### Description of the task:
Copy the data exactly; pictures stay out of the copy.

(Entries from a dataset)
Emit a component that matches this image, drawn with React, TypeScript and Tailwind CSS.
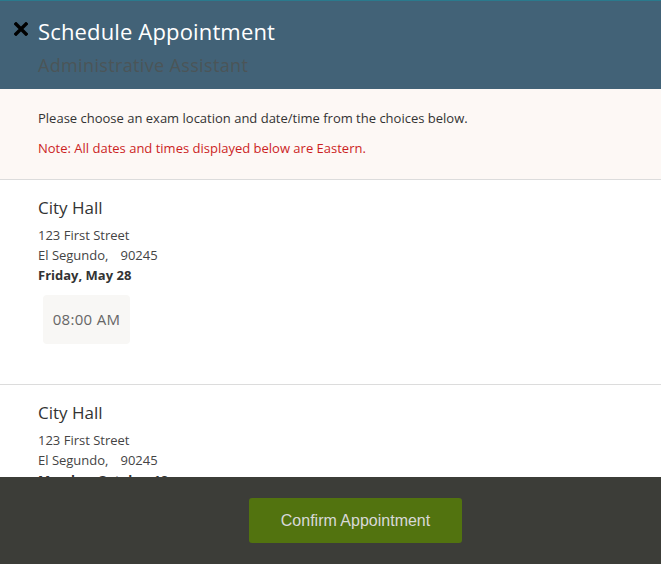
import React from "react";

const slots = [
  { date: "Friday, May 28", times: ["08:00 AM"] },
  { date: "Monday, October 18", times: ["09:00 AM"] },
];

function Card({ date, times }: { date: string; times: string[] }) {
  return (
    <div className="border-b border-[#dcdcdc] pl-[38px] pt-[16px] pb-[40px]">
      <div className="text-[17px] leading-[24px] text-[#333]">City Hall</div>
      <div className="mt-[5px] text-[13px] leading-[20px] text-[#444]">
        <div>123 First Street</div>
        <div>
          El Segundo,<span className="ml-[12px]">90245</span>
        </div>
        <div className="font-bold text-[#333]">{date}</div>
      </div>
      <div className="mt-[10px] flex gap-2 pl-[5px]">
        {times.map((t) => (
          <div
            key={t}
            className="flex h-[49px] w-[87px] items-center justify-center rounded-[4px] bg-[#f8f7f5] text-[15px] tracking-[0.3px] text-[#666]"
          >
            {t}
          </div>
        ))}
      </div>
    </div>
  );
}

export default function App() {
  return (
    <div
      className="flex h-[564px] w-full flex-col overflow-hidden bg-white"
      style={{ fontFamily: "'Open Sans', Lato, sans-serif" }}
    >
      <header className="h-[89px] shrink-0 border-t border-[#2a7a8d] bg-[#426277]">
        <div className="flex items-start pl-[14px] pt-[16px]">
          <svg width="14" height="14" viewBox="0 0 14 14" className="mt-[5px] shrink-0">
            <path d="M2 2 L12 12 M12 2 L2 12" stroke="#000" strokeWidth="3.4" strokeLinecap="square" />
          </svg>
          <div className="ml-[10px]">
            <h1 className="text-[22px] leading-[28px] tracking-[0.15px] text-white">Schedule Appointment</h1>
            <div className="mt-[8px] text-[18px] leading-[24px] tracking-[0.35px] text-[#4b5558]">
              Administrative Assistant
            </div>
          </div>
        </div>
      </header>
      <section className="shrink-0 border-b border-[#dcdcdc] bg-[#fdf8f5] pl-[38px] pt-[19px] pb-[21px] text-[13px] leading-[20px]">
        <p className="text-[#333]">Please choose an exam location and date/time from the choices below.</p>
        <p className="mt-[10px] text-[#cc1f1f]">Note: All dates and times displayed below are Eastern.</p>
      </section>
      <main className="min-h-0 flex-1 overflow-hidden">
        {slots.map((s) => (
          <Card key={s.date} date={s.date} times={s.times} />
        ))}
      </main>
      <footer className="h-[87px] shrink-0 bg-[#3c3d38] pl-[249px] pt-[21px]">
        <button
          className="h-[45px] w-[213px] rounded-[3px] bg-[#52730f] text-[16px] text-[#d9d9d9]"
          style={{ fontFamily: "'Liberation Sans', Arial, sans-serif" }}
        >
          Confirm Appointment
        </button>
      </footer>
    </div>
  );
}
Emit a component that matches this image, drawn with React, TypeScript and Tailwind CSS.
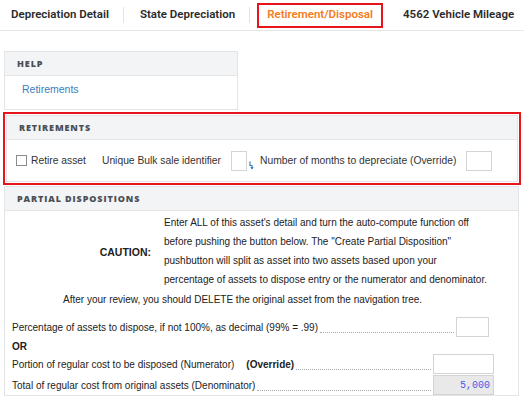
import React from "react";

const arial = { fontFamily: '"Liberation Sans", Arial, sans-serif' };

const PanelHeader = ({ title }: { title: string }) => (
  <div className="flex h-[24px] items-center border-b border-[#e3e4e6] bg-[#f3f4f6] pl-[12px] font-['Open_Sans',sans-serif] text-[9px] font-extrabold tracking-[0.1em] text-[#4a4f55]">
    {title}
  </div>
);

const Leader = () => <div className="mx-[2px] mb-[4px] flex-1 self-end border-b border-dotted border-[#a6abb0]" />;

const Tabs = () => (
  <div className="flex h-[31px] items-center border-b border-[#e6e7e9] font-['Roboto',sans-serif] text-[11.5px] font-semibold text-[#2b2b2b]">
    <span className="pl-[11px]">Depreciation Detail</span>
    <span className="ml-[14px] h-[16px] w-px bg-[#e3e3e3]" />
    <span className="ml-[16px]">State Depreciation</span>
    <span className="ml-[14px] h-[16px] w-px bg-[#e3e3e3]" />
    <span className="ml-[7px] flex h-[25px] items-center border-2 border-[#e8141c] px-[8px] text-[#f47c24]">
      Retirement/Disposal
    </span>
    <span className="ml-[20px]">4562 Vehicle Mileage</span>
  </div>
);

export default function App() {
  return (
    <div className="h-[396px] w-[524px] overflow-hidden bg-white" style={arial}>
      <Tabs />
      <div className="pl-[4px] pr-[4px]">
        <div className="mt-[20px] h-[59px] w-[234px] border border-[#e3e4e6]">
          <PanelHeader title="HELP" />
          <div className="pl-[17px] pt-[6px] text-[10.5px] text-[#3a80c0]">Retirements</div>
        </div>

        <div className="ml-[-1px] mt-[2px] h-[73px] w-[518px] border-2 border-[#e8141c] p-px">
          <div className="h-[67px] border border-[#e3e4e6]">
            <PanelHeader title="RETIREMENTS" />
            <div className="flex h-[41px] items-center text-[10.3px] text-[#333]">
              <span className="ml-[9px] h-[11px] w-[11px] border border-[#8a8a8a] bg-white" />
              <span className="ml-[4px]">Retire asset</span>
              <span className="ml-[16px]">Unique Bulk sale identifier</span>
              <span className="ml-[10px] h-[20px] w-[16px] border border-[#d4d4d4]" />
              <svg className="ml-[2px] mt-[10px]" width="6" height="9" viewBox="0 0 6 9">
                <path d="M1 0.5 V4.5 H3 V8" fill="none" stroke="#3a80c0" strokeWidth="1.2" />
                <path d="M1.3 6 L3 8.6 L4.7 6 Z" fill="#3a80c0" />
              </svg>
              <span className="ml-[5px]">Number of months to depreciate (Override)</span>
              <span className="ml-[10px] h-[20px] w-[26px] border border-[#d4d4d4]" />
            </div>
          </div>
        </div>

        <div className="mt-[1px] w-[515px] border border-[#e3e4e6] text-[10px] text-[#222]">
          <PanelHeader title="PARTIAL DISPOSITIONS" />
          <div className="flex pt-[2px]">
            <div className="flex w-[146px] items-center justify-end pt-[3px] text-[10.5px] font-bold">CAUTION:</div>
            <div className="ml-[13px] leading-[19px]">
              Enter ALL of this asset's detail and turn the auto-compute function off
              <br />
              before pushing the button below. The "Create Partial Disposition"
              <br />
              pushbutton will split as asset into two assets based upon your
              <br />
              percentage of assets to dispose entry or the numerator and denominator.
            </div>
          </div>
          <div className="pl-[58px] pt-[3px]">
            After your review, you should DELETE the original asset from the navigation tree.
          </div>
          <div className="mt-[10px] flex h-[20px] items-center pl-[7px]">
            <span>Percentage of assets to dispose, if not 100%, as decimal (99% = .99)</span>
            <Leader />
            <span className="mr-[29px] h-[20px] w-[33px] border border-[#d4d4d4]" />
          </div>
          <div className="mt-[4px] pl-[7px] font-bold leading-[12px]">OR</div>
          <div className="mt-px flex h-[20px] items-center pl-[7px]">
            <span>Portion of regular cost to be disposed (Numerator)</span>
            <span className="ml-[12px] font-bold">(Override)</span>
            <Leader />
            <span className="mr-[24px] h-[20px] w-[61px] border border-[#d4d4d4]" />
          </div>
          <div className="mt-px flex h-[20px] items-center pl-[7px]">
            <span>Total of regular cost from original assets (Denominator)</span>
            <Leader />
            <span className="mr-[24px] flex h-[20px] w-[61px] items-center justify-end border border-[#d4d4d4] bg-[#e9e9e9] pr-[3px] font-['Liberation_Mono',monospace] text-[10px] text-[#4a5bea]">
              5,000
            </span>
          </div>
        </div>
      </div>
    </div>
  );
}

### Solution to the exercise:
Emit a component that matches this image, drawn with React, TypeScript and Tailwind CSS.
import React from "react";

const slots = [
  { date: "Friday, May 28", times: ["08:00 AM"] },
  { date: "Monday, October 18", times: ["09:00 AM"] },
];

function Card({ date, times }: { date: string; times: string[] }) {
  return (
    <div className="border-b border-[#dcdcdc] pl-[38px] pt-[16px] pb-[40px]">
      <div className="text-[17px] leading-[24px] text-[#333]">City Hall</div>
      <div className="mt-[5px] text-[13px] leading-[20px] text-[#444]">
        <div>123 First Street</div>
        <div>
          El Segundo,<span className="ml-[12px]">90245</span>
        </div>
        <div className="font-bold text-[#333]">{date}</div>
      </div>
      <div className="mt-[10px] flex gap-2 pl-[5px]">
        {times.map((t) => (
          <div
            key={t}
            className="flex h-[49px] w-[87px] items-center justify-center rounded-[4px] bg-[#f8f7f5] text-[15px] tracking-[0.3px] text-[#666]"
          >
            {t}
          </div>
        ))}
      </div>
    </div>
  );
}

export default function App() {
  return (
    <div
      className="flex h-[564px] w-full flex-col overflow-hidden bg-white"
      style={{ fontFamily: "'Open Sans', Lato, sans-serif" }}
    >
      <header className="h-[89px] shrink-0 border-t border-[#2a7a8d] bg-[#426277]">
        <div className="flex items-start pl-[14px] pt-[16px]">
          <svg width="14" height="14" viewBox="0 0 14 14" className="mt-[5px] shrink-0">
            <path d="M2 2 L12 12 M12 2 L2 12" stroke="#000" strokeWidth="3.4" strokeLinecap="square" />
          </svg>
          <div className="ml-[10px]">
            <h1 className="text-[22px] leading-[28px] tracking-[0.15px] text-white">Schedule Appointment</h1>
            <div className="mt-[8px] text-[18px] leading-[24px] tracking-[0.35px] text-[#4b5558]">
              Administrative Assistant
            </div>
          </div>
        </div>
      </header>
      <section className="shrink-0 border-b border-[#dcdcdc] bg-[#fdf8f5] pl-[38px] pt-[19px] pb-[21px] text-[13px] leading-[20px]">
        <p className="text-[#333]">Please choose an exam location and date/time from the choices below.</p>
        <p className="mt-[10px] text-[#cc1f1f]">Note: All dates and times displayed below are Eastern.</p>
      </section>
      <main className="min-h-0 flex-1 overflow-hidden">
        {slots.map((s) => (
          <Card key={s.date} date={s.date} times={s.times} />
        ))}
      </main>
      <footer className="h-[87px] shrink-0 bg-[#3c3d38] pl-[249px] pt-[21px]">
        <button
          className="h-[45px] w-[213px] rounded-[3px] bg-[#52730f] text-[16px] text-[#d9d9d9]"
          style={{ fontFamily: "'Liberation Sans', Arial, sans-serif" }}
        >
          Confirm Appointment
        </button>
      </footer>
    </div>
  );
}
Emit a component that matches this image, drawn with React, TypeScript and Tailwind CSS.
import React from "react";

const arial = { fontFamily: '"Liberation Sans", Arial, sans-serif' };

const PanelHeader = ({ title }: { title: string }) => (
  <div className="flex h-[24px] items-center border-b border-[#e3e4e6] bg-[#f3f4f6] pl-[12px] font-['Open_Sans',sans-serif] text-[9px] font-extrabold tracking-[0.1em] text-[#4a4f55]">
    {title}
  </div>
);

const Leader = () => <div className="mx-[2px] mb-[4px] flex-1 self-end border-b border-dotted border-[#a6abb0]" />;

const Tabs = () => (
  <div className="flex h-[31px] items-center border-b border-[#e6e7e9] font-['Roboto',sans-serif] text-[11.5px] font-semibold text-[#2b2b2b]">
    <span className="pl-[11px]">Depreciation Detail</span>
    <span className="ml-[14px] h-[16px] w-px bg-[#e3e3e3]" />
    <span className="ml-[16px]">State Depreciation</span>
    <span className="ml-[14px] h-[16px] w-px bg-[#e3e3e3]" />
    <span className="ml-[7px] flex h-[25px] items-center border-2 border-[#e8141c] px-[8px] text-[#f47c24]">
      Retirement/Disposal
    </span>
    <span className="ml-[20px]">4562 Vehicle Mileage</span>
  </div>
);

export default function App() {
  return (
    <div className="h-[396px] w-[524px] overflow-hidden bg-white" style={arial}>
      <Tabs />
      <div className="pl-[4px] pr-[4px]">
        <div className="mt-[20px] h-[59px] w-[234px] border border-[#e3e4e6]">
          <PanelHeader title="HELP" />
          <div className="pl-[17px] pt-[6px] text-[10.5px] text-[#3a80c0]">Retirements</div>
        </div>

        <div className="ml-[-1px] mt-[2px] h-[73px] w-[518px] border-2 border-[#e8141c] p-px">
          <div className="h-[67px] border border-[#e3e4e6]">
            <PanelHeader title="RETIREMENTS" />
            <div className="flex h-[41px] items-center text-[10.3px] text-[#333]">
              <span className="ml-[9px] h-[11px] w-[11px] border border-[#8a8a8a] bg-white" />
              <span className="ml-[4px]">Retire asset</span>
              <span className="ml-[16px]">Unique Bulk sale identifier</span>
              <span className="ml-[10px] h-[20px] w-[16px] border border-[#d4d4d4]" />
              <svg className="ml-[2px] mt-[10px]" width="6" height="9" viewBox="0 0 6 9">
                <path d="M1 0.5 V4.5 H3 V8" fill="none" stroke="#3a80c0" strokeWidth="1.2" />
                <path d="M1.3 6 L3 8.6 L4.7 6 Z" fill="#3a80c0" />
              </svg>
              <span className="ml-[5px]">Number of months to depreciate (Override)</span>
              <span className="ml-[10px] h-[20px] w-[26px] border border-[#d4d4d4]" />
            </div>
          </div>
        </div>

        <div className="mt-[1px] w-[515px] border border-[#e3e4e6] text-[10px] text-[#222]">
          <PanelHeader title="PARTIAL DISPOSITIONS" />
          <div className="flex pt-[2px]">
            <div className="flex w-[146px] items-center justify-end pt-[3px] text-[10.5px] font-bold">CAUTION:</div>
            <div className="ml-[13px] leading-[19px]">
              Enter ALL of this asset's detail and turn the auto-compute function off
              <br />
              before pushing the button below. The "Create Partial Disposition"
              <br />
              pushbutton will split as asset into two assets based upon your
              <br />
              percentage of assets to dispose entry or the numerator and denominator.
            </div>
          </div>
          <div className="pl-[58px] pt-[3px]">
            After your review, you should DELETE the original asset from the navigation tree.
          </div>
          <div className="mt-[10px] flex h-[20px] items-center pl-[7px]">
            <span>Percentage of assets to dispose, if not 100%, as decimal (99% = .99)</span>
            <Leader />
            <span className="mr-[29px] h-[20px] w-[33px] border border-[#d4d4d4]" />
          </div>
          <div className="mt-[4px] pl-[7px] font-bold leading-[12px]">OR</div>
          <div className="mt-px flex h-[20px] items-center pl-[7px]">
            <span>Portion of regular cost to be disposed (Numerator)</span>
            <span className="ml-[12px] font-bold">(Override)</span>
            <Leader />
            <span className="mr-[24px] h-[20px] w-[61px] border border-[#d4d4d4]" />
          </div>
          <div className="mt-px flex h-[20px] items-center pl-[7px]">
            <span>Total of regular cost from original assets (Denominator)</span>
            <Leader />
            <span className="mr-[24px] flex h-[20px] w-[61px] items-center justify-end border border-[#d4d4d4] bg-[#e9e9e9] pr-[3px] font-['Liberation_Mono',monospace] text-[10px] text-[#4a5bea]">
              5,000
            </span>
          </div>
        </div>
      </div>
    </div>
  );
}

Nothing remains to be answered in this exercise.